Arm balances require more than arm strength; they're really about your core! Thinking of this as an ab exercise can help you hone in on the balance needed to maintain this pose.
- Begin in a squat, placing your hands shoulder-width distance apart on the mat. Spread your fingers as wide as you can, creating a strong, stable base. Straighten your legs slightly, placing your knees as high up onto your triceps (back of your arms) as possible. Slowly shift weight into your palms and lift your feet off the ground.
- Stay here for five breaths gazing at the floor in front of you.
Boat pose is the go-to move for abs in yoga. It really challenges all four layers of your abdominals, similar to the Balance Point in Pilates . Get ready for some smooth sailing.
- Sit on the floor with your legs in front of you. Bend your knees, and lift your legs off the floor, bringing your knees in toward your chest with your shins parallel to the floor.
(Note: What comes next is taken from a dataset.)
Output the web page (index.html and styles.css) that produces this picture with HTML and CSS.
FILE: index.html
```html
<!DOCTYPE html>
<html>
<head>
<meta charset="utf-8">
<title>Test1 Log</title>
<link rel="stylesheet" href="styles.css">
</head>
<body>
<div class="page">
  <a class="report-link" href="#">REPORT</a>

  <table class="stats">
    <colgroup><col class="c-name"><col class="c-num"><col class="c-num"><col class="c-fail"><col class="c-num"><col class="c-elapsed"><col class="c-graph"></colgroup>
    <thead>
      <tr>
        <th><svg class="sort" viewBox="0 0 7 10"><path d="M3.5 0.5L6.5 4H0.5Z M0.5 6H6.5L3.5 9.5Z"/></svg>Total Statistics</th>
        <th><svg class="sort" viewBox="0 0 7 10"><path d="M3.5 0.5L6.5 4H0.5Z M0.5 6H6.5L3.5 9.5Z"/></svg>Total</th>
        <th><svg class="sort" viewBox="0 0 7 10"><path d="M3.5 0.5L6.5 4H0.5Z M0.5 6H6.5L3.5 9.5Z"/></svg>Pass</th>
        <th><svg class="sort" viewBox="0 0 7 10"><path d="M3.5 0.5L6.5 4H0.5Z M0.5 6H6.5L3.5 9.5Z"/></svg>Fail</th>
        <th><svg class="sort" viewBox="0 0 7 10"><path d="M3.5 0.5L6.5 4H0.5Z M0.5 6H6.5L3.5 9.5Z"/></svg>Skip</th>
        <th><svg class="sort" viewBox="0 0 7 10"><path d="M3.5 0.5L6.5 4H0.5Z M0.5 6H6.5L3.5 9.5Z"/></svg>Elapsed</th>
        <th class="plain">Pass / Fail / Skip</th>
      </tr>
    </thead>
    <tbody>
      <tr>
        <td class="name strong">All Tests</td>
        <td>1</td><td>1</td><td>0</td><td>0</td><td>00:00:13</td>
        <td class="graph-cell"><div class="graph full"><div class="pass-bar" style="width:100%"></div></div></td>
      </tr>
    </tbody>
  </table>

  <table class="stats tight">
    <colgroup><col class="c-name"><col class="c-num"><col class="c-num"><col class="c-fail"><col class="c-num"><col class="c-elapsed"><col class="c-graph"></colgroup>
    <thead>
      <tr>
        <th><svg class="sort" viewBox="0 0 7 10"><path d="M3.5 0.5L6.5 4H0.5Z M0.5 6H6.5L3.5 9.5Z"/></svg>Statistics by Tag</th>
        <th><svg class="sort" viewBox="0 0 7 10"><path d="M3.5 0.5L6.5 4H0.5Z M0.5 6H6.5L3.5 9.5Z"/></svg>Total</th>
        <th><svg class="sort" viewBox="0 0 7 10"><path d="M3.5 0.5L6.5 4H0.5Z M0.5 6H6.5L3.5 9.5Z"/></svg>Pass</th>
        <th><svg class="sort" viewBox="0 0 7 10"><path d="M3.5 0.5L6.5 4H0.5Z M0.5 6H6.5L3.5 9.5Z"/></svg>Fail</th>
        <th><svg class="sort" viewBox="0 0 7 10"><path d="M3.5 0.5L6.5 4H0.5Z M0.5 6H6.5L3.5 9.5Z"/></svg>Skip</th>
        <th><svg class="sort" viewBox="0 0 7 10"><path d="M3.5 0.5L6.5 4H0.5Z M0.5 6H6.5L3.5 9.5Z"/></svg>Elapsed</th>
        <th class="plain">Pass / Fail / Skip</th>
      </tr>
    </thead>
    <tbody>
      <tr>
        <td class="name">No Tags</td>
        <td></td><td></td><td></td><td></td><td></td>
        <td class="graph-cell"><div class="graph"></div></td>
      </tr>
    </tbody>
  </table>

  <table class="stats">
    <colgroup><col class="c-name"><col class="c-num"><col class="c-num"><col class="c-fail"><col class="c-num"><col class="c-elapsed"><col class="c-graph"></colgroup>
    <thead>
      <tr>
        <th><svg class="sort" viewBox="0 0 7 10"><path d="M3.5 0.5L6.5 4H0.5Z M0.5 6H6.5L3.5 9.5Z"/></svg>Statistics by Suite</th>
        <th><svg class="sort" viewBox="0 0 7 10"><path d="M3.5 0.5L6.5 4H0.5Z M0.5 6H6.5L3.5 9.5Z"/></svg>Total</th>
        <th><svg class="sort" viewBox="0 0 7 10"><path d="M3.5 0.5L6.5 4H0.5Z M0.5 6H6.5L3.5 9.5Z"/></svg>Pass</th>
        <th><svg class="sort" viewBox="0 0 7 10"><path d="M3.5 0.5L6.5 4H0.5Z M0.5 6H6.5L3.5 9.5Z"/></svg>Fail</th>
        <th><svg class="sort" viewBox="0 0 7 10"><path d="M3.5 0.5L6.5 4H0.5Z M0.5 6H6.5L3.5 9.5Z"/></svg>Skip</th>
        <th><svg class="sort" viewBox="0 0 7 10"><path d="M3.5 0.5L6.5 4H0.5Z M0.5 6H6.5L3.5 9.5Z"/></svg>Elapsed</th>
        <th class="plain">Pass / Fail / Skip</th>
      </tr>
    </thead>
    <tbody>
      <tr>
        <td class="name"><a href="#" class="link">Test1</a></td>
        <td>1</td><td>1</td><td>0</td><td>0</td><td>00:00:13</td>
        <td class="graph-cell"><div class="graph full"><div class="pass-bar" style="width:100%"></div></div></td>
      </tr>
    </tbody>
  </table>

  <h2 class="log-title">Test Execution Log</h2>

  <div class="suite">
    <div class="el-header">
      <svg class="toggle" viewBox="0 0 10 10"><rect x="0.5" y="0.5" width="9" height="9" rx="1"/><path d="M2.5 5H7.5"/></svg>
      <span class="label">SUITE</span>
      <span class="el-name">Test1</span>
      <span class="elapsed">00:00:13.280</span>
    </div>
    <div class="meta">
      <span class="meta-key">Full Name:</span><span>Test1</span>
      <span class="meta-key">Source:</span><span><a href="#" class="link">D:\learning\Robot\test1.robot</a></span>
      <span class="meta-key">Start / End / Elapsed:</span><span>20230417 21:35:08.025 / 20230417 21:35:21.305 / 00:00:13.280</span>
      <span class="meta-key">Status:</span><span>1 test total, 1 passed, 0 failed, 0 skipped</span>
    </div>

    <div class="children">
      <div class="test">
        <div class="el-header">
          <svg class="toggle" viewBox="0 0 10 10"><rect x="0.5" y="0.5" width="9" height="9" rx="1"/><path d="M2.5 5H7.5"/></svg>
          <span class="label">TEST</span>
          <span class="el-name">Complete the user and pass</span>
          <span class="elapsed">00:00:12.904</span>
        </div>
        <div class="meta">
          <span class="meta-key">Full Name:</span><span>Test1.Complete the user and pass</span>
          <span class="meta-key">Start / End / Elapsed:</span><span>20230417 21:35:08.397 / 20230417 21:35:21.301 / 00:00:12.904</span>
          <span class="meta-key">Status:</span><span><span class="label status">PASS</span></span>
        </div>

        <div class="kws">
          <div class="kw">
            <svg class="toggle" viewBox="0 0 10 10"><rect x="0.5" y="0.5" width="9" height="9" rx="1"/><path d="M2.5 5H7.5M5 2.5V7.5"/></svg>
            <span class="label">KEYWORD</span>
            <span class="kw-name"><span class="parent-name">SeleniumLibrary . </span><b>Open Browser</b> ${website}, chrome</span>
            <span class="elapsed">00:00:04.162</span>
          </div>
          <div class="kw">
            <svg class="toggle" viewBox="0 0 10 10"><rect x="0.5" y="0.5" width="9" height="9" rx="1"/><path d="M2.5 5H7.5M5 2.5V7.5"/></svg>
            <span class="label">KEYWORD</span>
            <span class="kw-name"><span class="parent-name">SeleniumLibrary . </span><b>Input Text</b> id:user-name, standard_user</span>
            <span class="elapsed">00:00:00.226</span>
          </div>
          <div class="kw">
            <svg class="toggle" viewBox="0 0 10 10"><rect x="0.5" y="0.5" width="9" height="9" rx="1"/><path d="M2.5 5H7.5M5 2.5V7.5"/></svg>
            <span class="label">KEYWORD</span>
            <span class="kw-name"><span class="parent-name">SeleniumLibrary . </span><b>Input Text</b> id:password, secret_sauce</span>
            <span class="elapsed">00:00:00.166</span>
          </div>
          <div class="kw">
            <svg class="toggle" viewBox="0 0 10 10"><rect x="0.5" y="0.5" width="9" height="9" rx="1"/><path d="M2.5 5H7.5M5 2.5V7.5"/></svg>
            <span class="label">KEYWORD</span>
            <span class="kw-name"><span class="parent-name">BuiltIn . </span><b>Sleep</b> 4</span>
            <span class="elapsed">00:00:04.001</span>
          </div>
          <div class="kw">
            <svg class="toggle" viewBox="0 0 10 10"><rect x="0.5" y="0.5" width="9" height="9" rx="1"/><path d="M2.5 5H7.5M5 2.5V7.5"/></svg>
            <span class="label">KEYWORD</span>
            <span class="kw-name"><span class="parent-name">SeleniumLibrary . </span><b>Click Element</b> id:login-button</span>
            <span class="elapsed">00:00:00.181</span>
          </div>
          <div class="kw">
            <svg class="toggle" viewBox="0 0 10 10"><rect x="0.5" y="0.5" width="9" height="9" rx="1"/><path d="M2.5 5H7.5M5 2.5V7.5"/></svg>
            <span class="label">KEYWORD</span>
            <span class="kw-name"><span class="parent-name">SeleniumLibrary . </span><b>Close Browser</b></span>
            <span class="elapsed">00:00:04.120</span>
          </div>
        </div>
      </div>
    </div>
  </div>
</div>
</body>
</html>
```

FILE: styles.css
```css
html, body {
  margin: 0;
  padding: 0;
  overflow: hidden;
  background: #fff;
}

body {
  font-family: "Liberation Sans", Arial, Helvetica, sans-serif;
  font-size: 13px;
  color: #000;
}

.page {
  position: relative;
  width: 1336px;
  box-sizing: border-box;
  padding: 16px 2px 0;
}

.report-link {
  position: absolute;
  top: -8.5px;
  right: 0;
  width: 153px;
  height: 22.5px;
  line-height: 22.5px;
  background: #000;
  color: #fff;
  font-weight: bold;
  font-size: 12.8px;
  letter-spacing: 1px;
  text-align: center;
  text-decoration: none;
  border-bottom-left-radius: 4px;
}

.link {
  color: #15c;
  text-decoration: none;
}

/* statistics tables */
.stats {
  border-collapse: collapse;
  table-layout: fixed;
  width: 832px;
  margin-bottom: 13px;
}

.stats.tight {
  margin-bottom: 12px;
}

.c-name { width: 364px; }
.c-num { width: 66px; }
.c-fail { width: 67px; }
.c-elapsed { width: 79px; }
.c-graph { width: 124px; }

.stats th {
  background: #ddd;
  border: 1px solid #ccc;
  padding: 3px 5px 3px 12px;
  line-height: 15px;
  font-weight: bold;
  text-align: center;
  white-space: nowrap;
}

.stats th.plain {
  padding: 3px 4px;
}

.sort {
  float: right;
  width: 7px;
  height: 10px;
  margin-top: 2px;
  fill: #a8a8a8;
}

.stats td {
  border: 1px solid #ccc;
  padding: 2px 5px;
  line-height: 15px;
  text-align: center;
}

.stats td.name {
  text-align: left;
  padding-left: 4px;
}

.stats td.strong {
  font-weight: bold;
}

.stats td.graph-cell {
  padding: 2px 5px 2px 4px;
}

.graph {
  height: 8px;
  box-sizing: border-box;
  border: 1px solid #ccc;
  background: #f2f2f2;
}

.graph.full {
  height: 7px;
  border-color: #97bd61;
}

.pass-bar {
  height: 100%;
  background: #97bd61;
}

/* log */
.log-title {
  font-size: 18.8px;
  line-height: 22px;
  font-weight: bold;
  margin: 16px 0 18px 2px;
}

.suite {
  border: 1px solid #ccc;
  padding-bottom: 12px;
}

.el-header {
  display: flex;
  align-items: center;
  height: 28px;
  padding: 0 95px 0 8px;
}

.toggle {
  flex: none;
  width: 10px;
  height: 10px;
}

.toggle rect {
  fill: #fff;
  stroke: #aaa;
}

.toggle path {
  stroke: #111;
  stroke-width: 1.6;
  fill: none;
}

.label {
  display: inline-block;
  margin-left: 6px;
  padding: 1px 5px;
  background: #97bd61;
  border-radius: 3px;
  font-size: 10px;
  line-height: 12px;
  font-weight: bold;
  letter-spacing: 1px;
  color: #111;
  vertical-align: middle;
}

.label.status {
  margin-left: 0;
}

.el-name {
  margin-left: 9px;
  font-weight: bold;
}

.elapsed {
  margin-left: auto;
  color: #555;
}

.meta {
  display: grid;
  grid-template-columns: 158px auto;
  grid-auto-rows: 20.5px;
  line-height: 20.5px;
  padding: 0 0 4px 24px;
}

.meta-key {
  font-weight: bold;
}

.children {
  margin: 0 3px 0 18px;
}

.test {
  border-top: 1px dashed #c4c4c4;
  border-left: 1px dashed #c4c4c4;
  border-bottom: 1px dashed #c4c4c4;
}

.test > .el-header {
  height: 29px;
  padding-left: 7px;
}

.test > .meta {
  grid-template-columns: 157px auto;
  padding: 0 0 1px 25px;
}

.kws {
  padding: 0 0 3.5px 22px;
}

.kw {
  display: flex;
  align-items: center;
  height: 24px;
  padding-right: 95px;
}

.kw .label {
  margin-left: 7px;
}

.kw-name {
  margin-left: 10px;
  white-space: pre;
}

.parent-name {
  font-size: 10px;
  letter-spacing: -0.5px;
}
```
Sit up as tall as you can, and take a breath in as you slowly begin to straighten your legs. Your legs don't need to be straight since the action of keeping your spine long and drawing your belly in is what works your abs here.
- Hold Boat pose  for five breaths.
Believe it or not, you're totally working your abs even as you expose your belly to the sky. Pulling your low abs up and in while arching your spine makes this pose feel easier.
- From a seated position with your legs extended straight out in front of you, place your hands behind your hips about six to eight inches, with your fingers pointing toward your toes. As you inhale, press into your hands and feet firmly, lifting your hips into the air. Lift them as high as you can so your spine is in a long line. Slowly release your head back, looking behind you, and open through your throat.
- Stay here in Intense East pose  for five deep breaths, then lower your hips to the floor.
Eight Crooked Limbs Prep
The pose called Eight Crooked Limbs  really works your upper body, but this prep pose for it is a killer move for your abs.
- Sit on your bum with your legs straight in front of you. Bend your right knee, and hold your right foot with your left hand. Bring your right arm underneath your right leg, and use your left hand to help push your right knee as high as you can on top of your right tricep.
- Plant your palms on the floor, and bend your right elbow slightly to keep your knee in place. Press into your palms firmly, engage your abs, and with an inhale, lift your hips off the floor. If it's easy, lift your left leg off the ground, too. You're sure to feel a burn in your belly after five breaths.
Work your abs upside down in this Headstand variation .
- Begin on your hands and knees. Lower your elbows to the floor and interlace your fingers, bringing your lowest pinkie in front of the other pinkie, forming a semicircle with your hands.
- Place the back of your head against your palms, and the top of your head on the mat, so your skull is vertical with the floor. Once your head and forearms feel stable, straighten both legs and walk your feet toward your face as far as you can.
- Shift your hips over your shoulders, and keep your elbows planted firmly on the mat. Lift both legs into the air, coming into Bound Headstand.
- Stay in Headstand for five breaths, relaxing the jaw as well as the shoulders away from the ears. Take a breath in, and as you exhale, slowly lower both feet toward the mat so they are parallel with the floor. Hold here for another five breaths.
- Inhale and then exhale to raise the legs back up into Headstand. Repeat four more times.